Here's a fully worked example. The data does not quite match your expected output (non-zero values only) because you have an error in your expected output.
$ cat t678.cu
#include <thrust/adjacent_difference.h>
#include <thrust/iterator/zip_iterator.h>
#include <thrust/iterator/constant_iterator.h>
#include <thrust/device_vector.h>
#include <thrust/host_vector.h>
#include <thrust/copy.h>
#include <thrust/remove.h>
#include <thrust/sort.h>
#include <thrust/inner_product.h>
#include <thrust/reduce.h>
#include <thrust/functional.h>
#include <iostream>
#define ZIP(X,Y) thrust::make_zip_iterator(thrust::make_tuple(X,Y))
#define SCALE 100
struct my_adj_diff
{
template <typename T>
__host__ __device__
T operator()(T &d2, T &d1) const
{
if (thrust::get<1>(d1) == thrust::get<1>(d2)) {
thrust::get<0>(d2) -= thrust::get<0>(d1);}
else {
thrust::get<0>(d2) = 0;}
return d2;
}
};
struct my_is_zero
{
template <typename T>
__host__ __device__
bool operator()(const T &d1) const
{
return (thrust::get<0>(d1) == 0);
}
};
struct my_combine
{
template <typename T>
__host__ __device__
T operator()(const T &d1, const T &d2) const
{
return (d1*SCALE)+d2;
}
};
// sparse histogram using reduce_by_key
// modified from: https://github.com/thrust/thrust/blob/master/examples/histogram.cu
template <typename Vector1,
typename Vector2,
typename Vector3>
void sparse_histogram(const Vector1& input,
Vector2& histogram_values,
Vector3& histogram_counts)
{
typedef typename Vector1::value_type ValueType; // input value type
typedef typename Vector3::value_type IndexType; // histogram index type
thrust::device_vector<ValueType> data(input);
// sort data to bring equal elements together
thrust::sort(data.begin(), data.end());
// number of histogram bins is equal to number of unique values (assumes data.size() > 0)

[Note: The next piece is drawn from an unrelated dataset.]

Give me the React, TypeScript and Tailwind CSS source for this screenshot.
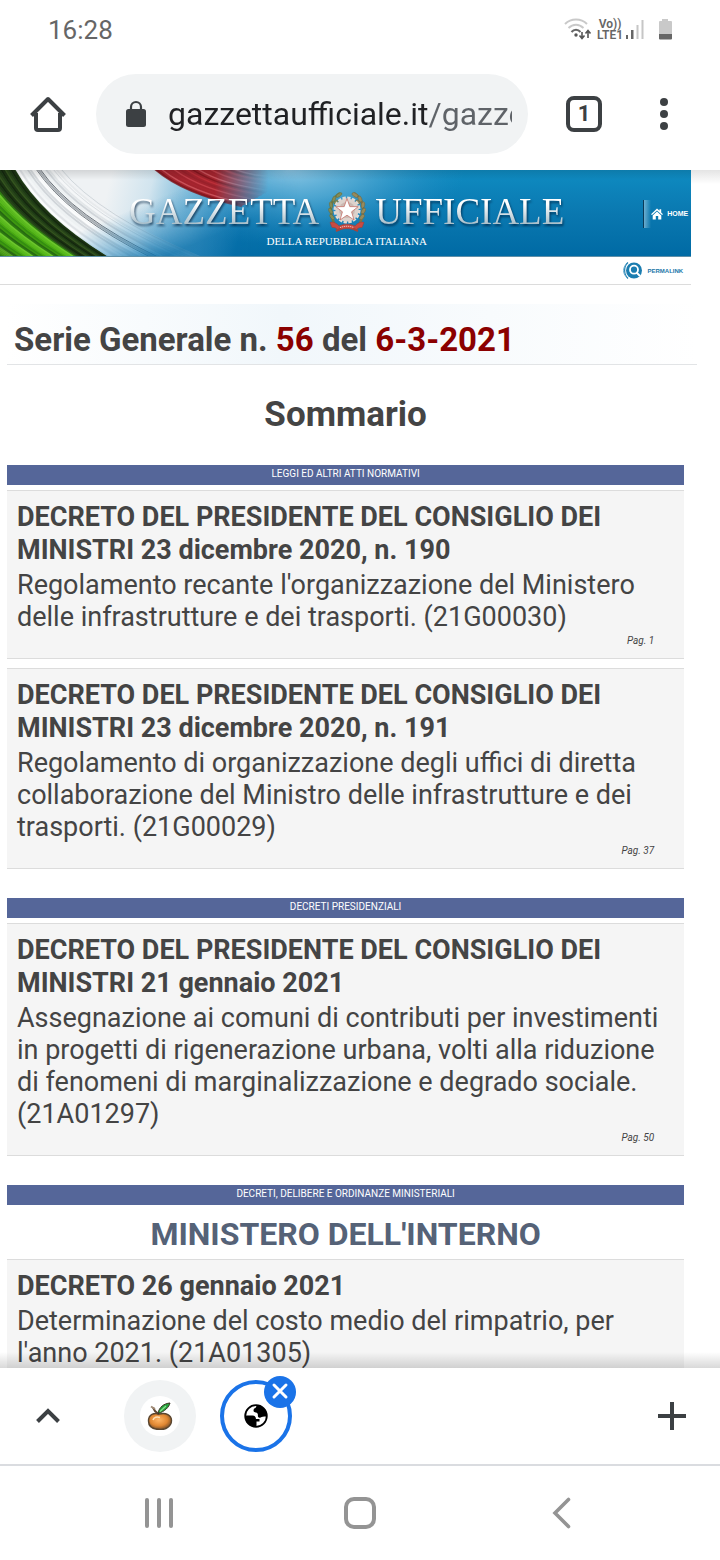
import type { ReactNode } from 'react';

type Act = {
  title: string;
  summary: string;
  page?: string;
};

type Section = {
  label: string;
  ministry?: string;
  acts: Act[];
};

const sections: Section[] = [
  {
    label: 'LEGGI ED ALTRI ATTI NORMATIVI',
    acts: [
      {
        title: 'DECRETO DEL PRESIDENTE DEL CONSIGLIO DEI MINISTRI 23 dicembre 2020, n. 190',
        summary:
          "Regolamento recante l'organizzazione del Ministero delle infrastrutture e dei trasporti. (21G00030)",
        page: 'Pag. 1',
      },
      {
        title: 'DECRETO DEL PRESIDENTE DEL CONSIGLIO DEI MINISTRI 23 dicembre 2020, n. 191',
        summary:
          'Regolamento di organizzazione degli uffici di diretta collaborazione del Ministro delle infrastrutture e dei trasporti. (21G00029)',
        page: 'Pag. 37',
      },
    ],
  },
  {
    label: 'DECRETI PRESIDENZIALI',
    acts: [
      {
        title: 'DECRETO DEL PRESIDENTE DEL CONSIGLIO DEI MINISTRI 21 gennaio 2021',
        summary:
          'Assegnazione ai comuni di contributi per investimenti in progetti di rigenerazione urbana, volti alla riduzione di fenomeni di marginalizzazione e degrado sociale. (21A01297)',
        page: 'Pag. 50',
      },
    ],
  },
  {
    label: 'DECRETI, DELIBERE E ORDINANZE MINISTERIALI',
    ministry: "MINISTERO DELL'INTERNO",
    acts: [
      {
        title: 'DECRETO 26 gennaio 2021',
        summary: "Determinazione del costo medio del rimpatrio, per l'anno 2021. (21A01305)",
      },
    ],
  },
];

const greens = ['#2f7a12', '#57b81c', '#3f9a10', '#6cc72c', '#48a812', '#276a12', '#5dbb20', '#348c12'];
const darks = ['#1c3312', '#29461a', '#14260e', '#35551f', '#1d3a14'];
const greys = ['#ffffff', '#d2d6da', '#eef1f3', '#dcdfe2', '#ffffff', '#c8cdd2', '#f4f6f7'];
const reds = ['#7d141c', '#c2313a', '#96202a', '#c9444e', '#a82630', '#d25c64'];

// One strand of the flag, from the top edge at x = s to the bottom edge
const strand = (s: number) => {
  const e = s < 15 ? 110 + (s - 15) * 1.05 : 110 + (s - 15) * 2;
  return `M${s} -1 Q${s + (e - s) * 0.27} 46 ${e} 88`;
};

const redStrand = (i: number) =>
  `M${154 + i * 6} -2 C${172 + i * 6} ${14 - i * 0.6} ${200 + i * 5} ${27 - i * 1.6} ${242 + i * 4} ${36 - i * 2.2}`;

function BannerArt() {
  return (
    <svg
      className="absolute inset-0 h-full w-full"
      viewBox="0 0 691 87"
      preserveAspectRatio="none"
      aria-hidden="true"
    >
      <defs>
        <linearGradient id="sky" x1="0" y1="0" x2="0" y2="1">
          <stop offset="0" stopColor="#0f8cc2" />
          <stop offset="0.5" stopColor="#0a78b0" />
          <stop offset="1" stopColor="#006aa4" />
        </linearGradient>
        <radialGradient
          id="glow"
          gradientUnits="userSpaceOnUse"
          cx="0"
          cy="0"
          r="1"
          gradientTransform="translate(290 0) scale(175 75)"
        >
          <stop offset="0" stopColor="#8cc6e4" />
          <stop offset="0.4" stopColor="#5fb0d8" stopOpacity="0.75" />
          <stop offset="1" stopColor="#2b8fc6" stopOpacity="0" />
        </radialGradient>
        <linearGradient id="silk" gradientUnits="userSpaceOnUse" x1="105" y1="30" x2="240" y2="62">
          <stop offset="0" stopColor="#eff2f4" />
          <stop offset="0.3" stopColor="#dbe9f1" stopOpacity="0.95" />
          <stop offset="0.65" stopColor="#9ccbe4" stopOpacity="0.65" />
          <stop offset="1" stopColor="#6db3da" stopOpacity="0" />
        </linearGradient>
        <linearGradient id="deep" gradientUnits="userSpaceOnUse" x1="130" y1="40" x2="152" y2="92">
          <stop offset="0" stopColor="#2f8fc2" stopOpacity="0" />
          <stop offset="0.55" stopColor="#2a88bd" stopOpacity="0.5" />
          <stop offset="1" stopColor="#0a70aa" stopOpacity="0.95" />
        </linearGradient>
        <linearGradient id="redFade" gradientUnits="userSpaceOnUse" x1="150" y1="0" x2="268" y2="0">
          <stop offset="0" stopColor="#fff" />
          <stop offset="0.55" stopColor="#fff" />
          <stop offset="1" stopColor="#000" />
        </linearGradient>
        <mask id="redMask" maskUnits="userSpaceOnUse" x="140" y="-5" width="140" height="50">
          <rect x="140" y="-5" width="140" height="50" fill="url(#redFade)" />
        </mask>
        <linearGradient id="deepFade" gradientUnits="userSpaceOnUse" x1="150" y1="0" x2="300" y2="0">
          <stop offset="0" stopColor="#fff" />
          <stop offset="1" stopColor="#000" />
        </linearGradient>
        <mask id="deepMask" maskUnits="userSpaceOnUse" x="0" y="0" width="300" height="87">
          <rect width="300" height="87" fill="url(#deepFade)" />
        </mask>
        <linearGradient id="shade" x1="0" y1="0" x2="0" y2="1">
          <stop offset="0" stopColor="#000" stopOpacity="0.12" />
          <stop offset="1" stopColor="#000" stopOpacity="0" />
        </linearGradient>
      </defs>

      <rect width="691" height="87" fill="url(#sky)" />
      <rect width="691" height="87" fill="url(#glow)" />
      <rect width="260" height="87" fill="url(#silk)" />

      {/* White silk strands */}
      {Array.from({ length: 18 }, (_, i) => (
        <path
          key={i}
          d={strand(17 + i * 2.6)}
          fill="none"
          stroke={greys[(i * 3) % 7]}
          strokeWidth={1.8}
          strokeOpacity={i < 12 ? 0.8 : 0.4}
        />
      ))}
      <path d={strand(36)} fill="none" stroke="#6b7278" strokeWidth="0.9" />
      <path d={strand(38)} fill="none" stroke="#a9afb4" strokeWidth="2" />
      <path d={strand(40)} fill="none" stroke="#4a525a" strokeWidth="0.8" />
      <path d={strand(53)} fill="none" stroke="#7c8a96" strokeWidth="0.6" strokeOpacity="0.4" />
      <path d={strand(61)} fill="none" stroke="#6d7f8e" strokeWidth="0.6" strokeOpacity="0.4" />
      <g mask="url(#deepMask)">
        <rect width="300" height="87" fill="url(#deep)" />
      </g>

      {/* Green field */}
      <path d="M0 -1H15Q41 46 110 88H0Z" fill="#24401a" />
      {Array.from({ length: 14 }, (_, i) => (
        <path
          key={i}
          d={strand(13 - i * 2)}
          fill="none"
          stroke={darks[(i * 2) % 5]}
          strokeWidth={1.5}
        />
      ))}
      {Array.from({ length: 34 }, (_, i) => (
        <path
          key={i}
          d={strand(-16 - i * 2.4)}
          fill="none"
          stroke={greens[(i * 3) % 8]}
          strokeWidth={2.2}
          strokeOpacity={i > 22 ? 0.65 : 1}
        />
      ))}

      {/* Red field */}
      <g mask="url(#redMask)">
        <path d="M153 -2C172 14 200 28 242 36L270 20V-2Z" fill="#a3242e" />
        {Array.from({ length: 15 }, (_, i) => (
          <path
            key={i}
            d={redStrand(i)}
            fill="none"
            stroke={reds[(i * 5) % 6]}
            strokeWidth={i === 0 ? 2.5 : 1.4}
            strokeOpacity="0.8"
          />
        ))}
      </g>

      <rect width="691" height="10" fill="url(#shade)" />
      <rect y="86" width="691" height="1" fill="#5f8fa8" />
    </svg>
  );
}

function Emblem() {
  return (
    <svg className="h-11 w-[38px] shrink-0" viewBox="0 0 38 44" aria-label="Repubblica Italiana">
      {/* Olive and oak branches */}
      <path d="M12 3C3 8 0 20 6 33" fill="none" stroke="#6f7a45" strokeWidth="2.4" />
      <path d="M26 3C35 8 38 20 32 33" fill="none" stroke="#7d7448" strokeWidth="2.4" />
      <g fill="#848b55" stroke="#5a6638" strokeWidth="0.4">
        <ellipse cx="11" cy="5" rx="3.4" ry="1.6" transform="rotate(-35 11 5)" />
        <ellipse cx="6" cy="9" rx="3.2" ry="1.6" transform="rotate(-70 6 9)" />
        <ellipse cx="3" cy="15" rx="3.2" ry="1.6" transform="rotate(-100 3 15)" />
        <ellipse cx="2.6" cy="21" rx="3.2" ry="1.6" transform="rotate(60 2.6 21)" />
        <ellipse cx="4" cy="27" rx="3.2" ry="1.6" transform="rotate(50 4 27)" />
        <ellipse cx="8" cy="12" rx="2.6" ry="1.3" transform="rotate(-40 8 12)" />
      </g>
      <g fill="#968a5c" stroke="#655d38" strokeWidth="0.4">
        <ellipse cx="27" cy="5" rx="3.4" ry="1.8" transform="rotate(35 27 5)" />
        <ellipse cx="32" cy="9" rx="3.2" ry="1.8" transform="rotate(70 32 9)" />
        <ellipse cx="35" cy="15" rx="3.2" ry="1.8" transform="rotate(100 35 15)" />
        <ellipse cx="35.4" cy="21" rx="3.2" ry="1.8" transform="rotate(-60 35.4 21)" />
        <ellipse cx="34" cy="27" rx="3.2" ry="1.8" transform="rotate(-50 34 27)" />
        <ellipse cx="30" cy="12" rx="2.6" ry="1.4" transform="rotate(40 30 12)" />
      </g>
      <circle cx="19" cy="20" r="12" fill="none" stroke="#e2dbd6" strokeWidth="3" strokeDasharray="3.3 1.4" />
      <circle cx="19" cy="20" r="11.6" fill="#ddd2cc" />
      <circle cx="19" cy="20" r="8" fill="#cbb9b2" />
      <path
        d="M19 8.5L21.8 16.6L30.2 16.7L23.6 21.8L26 30L19 25.2L12 30L14.4 21.8L7.8 16.7L16.2 16.6Z"
        fill="#fff"
        stroke="#c4716a"
        strokeWidth="0.8"
      />
      <path
        d="M2 32.5C5 31 9 33.5 11 36C16 33.5 22 33.5 27 36C29 33.5 33 31 36 32.5L34 37.5C31 37 29 38.5 28 40.5C22 38 16 38 10 40.5C9 38.5 7 37 4 37.5Z"
        fill="#c84a42"
        stroke="#9c3a34"
        strokeWidth="0.5"
      />
      <path d="M8 41L13 38.5M30 41L25 38.5" stroke="#a5453d" strokeWidth="2" />
      <path d="M12 37.6C17 35.8 21 35.8 26 37.6" fill="none" stroke="#f1cfc8" strokeWidth="0.9" strokeDasharray="1.2 0.8" />
    </svg>
  );
}

function StatusBar() {
  return (
    <div className="flex h-[60px] shrink-0 items-center justify-between pr-[47px] pl-12 text-[#666]">
      <time className="text-[26px]">16:28</time>
      <div className="flex items-center">
        <svg className="h-6 w-8" viewBox="0 0 32 24" fill="none" aria-label="Wi-Fi">
          <path d="M2 6C8 0 18 0 24 6" stroke="#c9c9c9" strokeWidth="2" />
          <path d="M5.5 10C10 5.6 16 5.6 20.5 10" stroke="#c9c9c9" strokeWidth="2" />
          <path d="M8.5 14C11 11 15 11 17.5 14" stroke="#666" strokeWidth="2" />
          <circle cx="13" cy="17" r="1.7" fill="#555" />
          <path d="M19 14V20M16.5 17.5L19 20.5L21.5 17.5" stroke="#555" strokeWidth="1.6" />
          <path d="M25 20V13M22.5 15.5L25 12.5L27.5 15.5" stroke="#555" strokeWidth="1.6" />
        </svg>
        <div className="ml-0.5 flex w-[26px] flex-col items-center text-[12px] leading-[11px] font-semibold">
          <span>Vo))</span>
          <span>LTE1</span>
        </div>
        <svg className="ml-0.5 h-6 w-5" viewBox="0 0 20 24" aria-label="Segnale">
          <path d="M1 17h2v4H1z M6 12h2.500v9H6z" fill="#666" />
          <path d="M11.5 7H13.5v14h-2z M16.5 2H18.5v19h-2z" fill="#c6c6c6" />
        </svg>
        <svg className="ml-3 h-6 w-4" viewBox="0 0 16 24" aria-label="Batteria">
          <path d="M5 1H11V3H14Q15 3 15 4V21H2V4Q2 3 3 3H5Z" fill="#c9c9c9" />
          <path d="M2 16H15V20.5Q15 21.5 14 21.5H3Q2 21.5 2 20.5Z" fill="#666" />
        </svg>
      </div>
    </div>
  );
}

function Toolbar() {
  return (
    <header className="flex shrink-0 items-center pt-3.5 pr-8 pb-4">
      <button type="button" aria-label="Home" className="flex w-24 justify-center">
        <svg className="size-10" viewBox="0 0 40 40" fill="none" stroke="#3c4043" strokeWidth="4">
          <path d="M8 19V34Q8 36 10 36H30Q32 36 32 34V19" />
          <path d="M3.5 21.5L20 5L36.5 21.5" strokeLinejoin="round" />
        </svg>
      </button>
      <div className="flex h-20 min-w-0 flex-1 items-center rounded-full bg-[#f1f3f4] pr-4 pl-7">
        <svg className="mr-5 h-8 w-6 shrink-0" viewBox="0 0 24 32" aria-hidden="true">
          <rect x="2" y="11" width="20" height="18" rx="2.5" fill="#3c4043" />
          <path d="M7 12V9A5 5 0 0 1 17 9V12" fill="none" stroke="#3c4043" strokeWidth="2.2" />
        </svg>
        <input
          type="text"
          aria-label="Indirizzo"
          defaultValue="gazzettaufficiale.it/gazzetta"
          className="min-w-0 flex-1 bg-linear-to-r from-[#202124] from-[260px] via-[#5f6368] via-[260px] to-[#5f6368] bg-clip-text text-[32px] leading-10 text-transparent caret-black outline-none"
        />
      </div>
      <button type="button" aria-label="Schede" className="flex w-28 justify-center">
        <span className="flex size-9 items-center justify-center rounded-lg border-4 border-[#3c4043] text-[22px] leading-7 font-bold text-[#3c4043]">
          1
        </span>
      </button>
      <button type="button" aria-label="Menu" className="flex w-12 flex-col items-center gap-1">
        <span className="size-2 rounded-full bg-[#3c4043]" />
        <span className="size-2 rounded-full bg-[#3c4043]" />
        <span className="size-2 rounded-full bg-[#3c4043]" />
      </button>
    </header>
  );
}

function BannerWord({ children }: { children: ReactNode }) {
  return (
    <span className="bg-linear-to-b from-white from-30% to-[#a9bfca] to-80% bg-clip-text text-[37px] leading-10 text-transparent drop-shadow-[1px_2px_1px_rgba(0,30,60,0.7)]">
      {children}
    </span>
  );
}

function Banner() {
  return (
    <div className="relative w-[96%] overflow-hidden">
      <BannerArt />
      <div className="relative flex h-[87px] items-center pl-[129px] font-['Liberation_Serif',serif]">
        <div className="flex shrink-0 flex-col items-center pt-2.5">
          <h1 className="flex items-center gap-[9px]">
            <BannerWord>GAZZETTA</BannerWord>
            <Emblem />
            <BannerWord>UFFICIALE</BannerWord>
          </h1>
          <p className="text-[11px] leading-[14px] text-white">DELLA REPUBBLICA ITALIANA</p>
        </div>
        <nav className="ml-auto flex w-12 shrink-0 items-center">
          <span className="h-7 w-2 border-l border-[#0b3a58] bg-linear-to-r from-white/40 to-transparent" />
          <a
            href="#home"
            className="flex items-center gap-1 font-['Liberation_Sans',sans-serif] text-[7px] leading-3 font-bold text-white"
          >
            <svg className="size-3 shrink-0" viewBox="0 0 12 12" fill="#fff" aria-hidden="true">
              <path d="M6 0.5L8.5 2.8V1.3H10.2V4.4L12 6.2L11 7L6 2.4L1 7L0 6.2Z" />
              <path d="M6 3.5L10.3 7.4V11.5H7.2V8H4.8V11.5H1.7V7.4Z" />
            </svg>
            HOME
          </a>
        </nav>
      </div>
    </div>
  );
}

function PermalinkBar() {
  return (
    <div className="flex h-7 w-[96%] items-center justify-end border-b border-[#dcdcdc] pr-2">
      <a
        href="#permalink"
        className="flex items-center gap-1.5 font-['Liberation_Sans',sans-serif] text-[6px] leading-3 font-bold text-[#1b76a8]"
      >
        <svg className="size-[19px]" viewBox="0 0 19 19" fill="none" aria-hidden="true">
          <circle cx="11" cy="9.5" r="8" fill="#1b7db0" />
          <path d="M5 1.5C0.5 5 0.5 13.5 5 17.5" stroke="#1b7db0" strokeWidth="1.2" />
          <path d="M3 3.5C-0.2 7 -0.2 12 3 15.5" stroke="#63a8cc" strokeWidth="1" />
          <circle cx="11" cy="8.7" r="4" stroke="#fff" strokeWidth="1.8" />
          <path d="M13.5 11.5L17 15" stroke="#fff" strokeWidth="2" />
        </svg>
        PERMALINK
      </a>
    </div>
  );
}

function ActCard({ act }: { act: Act }) {
  return (
    <article className="border-y border-[#dcdcdc] bg-[#f5f5f5] px-2.5 pt-2.5 pb-[9px]">
      <a href="#atto" className="block">
        <h3 className="text-[27px] leading-[33px] font-bold">{act.title}</h3>
        <p className="mt-0.5 text-[27px] leading-8">{act.summary}</p>
      </a>
      {act.page && <p className="pr-5 text-right text-[10px] leading-4 italic">{act.page}</p>}
    </article>
  );
}

function SectionBlock({ section }: { section: Section }) {
  return (
    <section>
      <h2 className="h-5 bg-[#556699] text-center text-[10px] leading-[18px] text-white">
        {section.label}
      </h2>
      {section.ministry ? (
        <p className="pt-1 text-center text-[32px] leading-[50px] font-bold text-[#556277]">
          {section.ministry}
        </p>
      ) : (
        <div className="h-[5px]" />
      )}
      <div className="flex flex-col gap-[9px]">
        {section.acts.map((act) => (
          <ActCard key={act.title} act={act} />
        ))}
      </div>
    </section>
  );
}

function TabStrip() {
  return (
    <div className="relative flex h-[98px] shrink-0 items-center border-b-2 border-[#dadce0] bg-white">
      {/* Shadow cast over the page */}
      <div className="absolute inset-x-0 bottom-full h-4 bg-linear-to-t from-black/15 to-transparent" />
      <button type="button" aria-label="Espandi" className="flex w-24 justify-center">
        <svg className="h-6 w-8" viewBox="0 0 32 24" fill="none" stroke="#3c4043" strokeWidth="4">
          <path d="M5.5 17.5L16 7L26.5 17.5" />
        </svg>
      </button>
      <button
        type="button"
        aria-label="Scheda 1"
        className="ml-7 flex size-[72px] items-center justify-center rounded-full bg-[#f1f3f4]"
      >
        <span className="flex size-10 items-center justify-center rounded-full bg-white">
          <svg className="h-7 w-7" viewBox="0 0 28 28" fill="none">
            <defs>
              <radialGradient id="peel" cx="0.45" cy="0.4" r="0.62">
                <stop offset="0" stopColor="#ffb667" />
                <stop offset="0.6" stopColor="#e08732" />
                <stop offset="1" stopColor="#6f4a28" />
              </radialGradient>
            </defs>
            <path
              d="M2.5 19C2.5 12 8 10.5 13.5 12C20 10.5 25.5 13 25.5 18.5C25.5 24 20 28 14 27.5C7 27.5 2.5 24.5 2.5 19Z"
              fill="url(#peel)"
              stroke="#5a4630"
              strokeWidth="1.4"
            />
            <path d="M7 18C8 15 11 14.5 14 15.5" stroke="#ffe0b4" strokeWidth="1.5" />
            <path d="M13 12.5L9 9L7 5.5" stroke="#5d4532" strokeWidth="2" />
            <path d="M5 4.5L9 7" stroke="#a08b78" strokeWidth="2" />
            <path d="M12 11.5C13 5 18 1.5 24 1C23 5 19 9.5 12 11.5Z" fill="#23a33c" stroke="#3a3020" strokeWidth="1" />
            <path d="M14 9.5L20 4" stroke="#8be08f" strokeWidth="1.2" />
          </svg>
        </span>
      </button>
      <div className="relative ml-6">
        <button
          type="button"
          aria-label="Scheda 2"
          className="flex size-[72px] items-center justify-center rounded-full border-4 border-[#1a73e8]"
        >
          <svg className="size-6" viewBox="0 0 24 24" aria-hidden="true">
            <circle cx="12" cy="12" r="10.8" fill="#fff" stroke="#000" strokeWidth="1.8" />
            <path d="M1.2 11.5H8.5Q12 11.5 12 15H15.5V17.5H12.5V22.8C5.5 22.8 1 18 1.2 11.5Z" fill="#000" />
            <path
              d="M12.5 1.2C12.5 4.5 9.5 4 9.5 6.5C9.5 9 12.5 8 13.5 9.5C14.5 11 13 12.5 15 13.5C17 14.5 18 11.5 22.8 13C23.5 6 18.5 1.2 12.5 1.2Z"
              fill="#000"
            />
          </svg>
        </button>
        <button
          type="button"
          aria-label="Chiudi scheda"
          className="absolute -top-1 -right-1 flex size-8 items-center justify-center rounded-full bg-[#1a73e8]"
        >
          <svg className="size-5" viewBox="0 0 20 20" stroke="#fff" strokeWidth="3" strokeLinecap="round">
            <path d="M4 3L16 15M16 3L4 15" />
          </svg>
        </button>
      </div>
      <button type="button" aria-label="Nuova scheda" className="ml-auto flex w-24 justify-center">
        <svg className="size-7" viewBox="0 0 28 28" stroke="#3c4043" strokeWidth="4">
          <path d="M14 0V28M0 14H28" />
        </svg>
      </button>
    </div>
  );
}

function SystemNav() {
  return (
    <nav className="grid h-[94px] shrink-0 grid-cols-3 items-center bg-white px-[58px]">
      <button type="button" aria-label="Recenti" className="flex justify-center gap-2">
        <span className="h-[30px] w-1 rounded-full bg-[#949494]" />
        <span className="h-[30px] w-1 rounded-full bg-[#949494]" />
        <span className="h-[30px] w-1 rounded-full bg-[#949494]" />
      </button>
      <button type="button" aria-label="Schermata principale" className="flex justify-center">
        <span className="size-8 rounded-[10px] border-4 border-[#949494]" />
      </button>
      <button type="button" aria-label="Indietro" className="flex justify-center">
        <svg className="size-8" viewBox="0 0 32 32" fill="none" stroke="#949494" strokeWidth="3.6">
          <path d="M23.5 2.5L10 16L23.5 29.5" strokeLinecap="round" />
        </svg>
      </button>
    </nav>
  );
}

export default function App() {
  return (
    <div className="flex h-screen flex-col overflow-hidden bg-white font-[Roboto,sans-serif] text-[#444]">
      <StatusBar />
      <Toolbar />

      <main className="min-h-0 flex-1 overflow-hidden bg-linear-to-b from-[#e4e4e4] to-white to-[14px]">
        <Banner />
        <PermalinkBar />

        {/* Issue number */}
        <div className="pt-[19px] pr-[23px] pl-[7px]">
          <h2 className="border-b border-[#e2e4e6] bg-linear-to-r from-white via-[#f1f7fb] via-40% to-white pt-3 pl-[7px] text-[33px] leading-12 font-bold">
            Serie Generale n. <span className="text-[#8b0000]">56</span> del{' '}
            <span className="text-[#8b0000]">6-3-2021</span>
          </h2>
        </div>

        <div className="w-[96%] px-[7px]">
          <h2 className="py-[30px] text-center text-[35px] leading-10 font-bold">Sommario</h2>
          <div className="flex flex-col gap-[29px]">
            {sections.map((section) => (
              <SectionBlock key={section.label} section={section} />
            ))}
          </div>
        </div>
      </main>

      <TabStrip />
      <SystemNav />
    </div>
  );
}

IndexType num_bins = thrust::inner_product(data.begin(), data.end() - 1,
data.begin() + 1,
IndexType(1),
thrust::plus<IndexType>(),
thrust::not_equal_to<ValueType>());
// resize histogram storage
histogram_values.resize(num_bins);
histogram_counts.resize(num_bins);
// compact find the end of each bin of values
thrust::reduce_by_key(data.begin(), data.end(),
thrust::constant_iterator<IndexType>(1),
histogram_values.begin(),
histogram_counts.begin());
}
int main(){
int tstamps[] = { 100, 101, 104, 105, 101,104, 106, 111, 90, 91, 93, 94,95 };
int mevents[] = {4123,4123,4123,4123,2129,2129,2129,2129,300,300,300,300,300};
int dsize = sizeof(tstamps)/sizeof(int);
thrust::host_vector<int> h_stamps(tstamps, tstamps+dsize);
thrust::host_vector<int> h_events(mevents, mevents+dsize);
thrust::device_vector<int> d_stamps = h_stamps;
thrust::device_vector<int> d_events = h_events;
thrust::device_vector<int> diffs(dsize);
// compute timestamp differences by event
thrust::adjacent_difference(ZIP(d_stamps.begin(), d_events.begin()), ZIP(d_stamps.end(), d_events.end()), ZIP(d_stamps.begin(), d_events.begin()), my_adj_diff());
d_stamps[0] = 0; // fix up first event for adjacent_difference
int sz1 = thrust::remove_if(ZIP(d_stamps.begin(), d_events.begin()), ZIP(d_stamps.end(), d_events.end()), my_is_zero()) - ZIP(d_stamps.begin(), d_events.begin());
d_stamps.resize(sz1);
d_events.resize(sz1);
// pack events and timestamps into a single vector - assumes max bin (time difference) is less than SCALE
thrust::device_vector<int> d_data(sz1);
thrust::transform(d_events.begin(), d_events.end(), d_stamps.begin(), d_data.begin(), my_combine());
// compute histogram
thrust::device_vector<int> histogram_values;
thrust::device_vector<int> histogram_counts;
sparse_histogram(d_data, histogram_values, histogram_counts);
thrust::copy(histogram_values.begin(), histogram_values.end(), std::ostream_iterator<int>(std::cout, ","));
std::cout << std::endl;
thrust::copy(histogram_counts.begin(), histogram_counts.end(), std::ostream_iterator<int>(std::cout, ","));
std::cout << std::endl;
}
$ nvcc t678.cu -o t678
$ ./t678
30001,30002,212902,212903,212905,412301,412303,
3,1,1,1,1,2,1,
$
Note that you will need to use CUDA 7.0 (not CUDA 7.0 RC or any earlier version of CUDA) or else download the latest thrust master branch from github, because older versions of thrust have an issue when attempting to use zip iterators with thrust::adjacent_difference.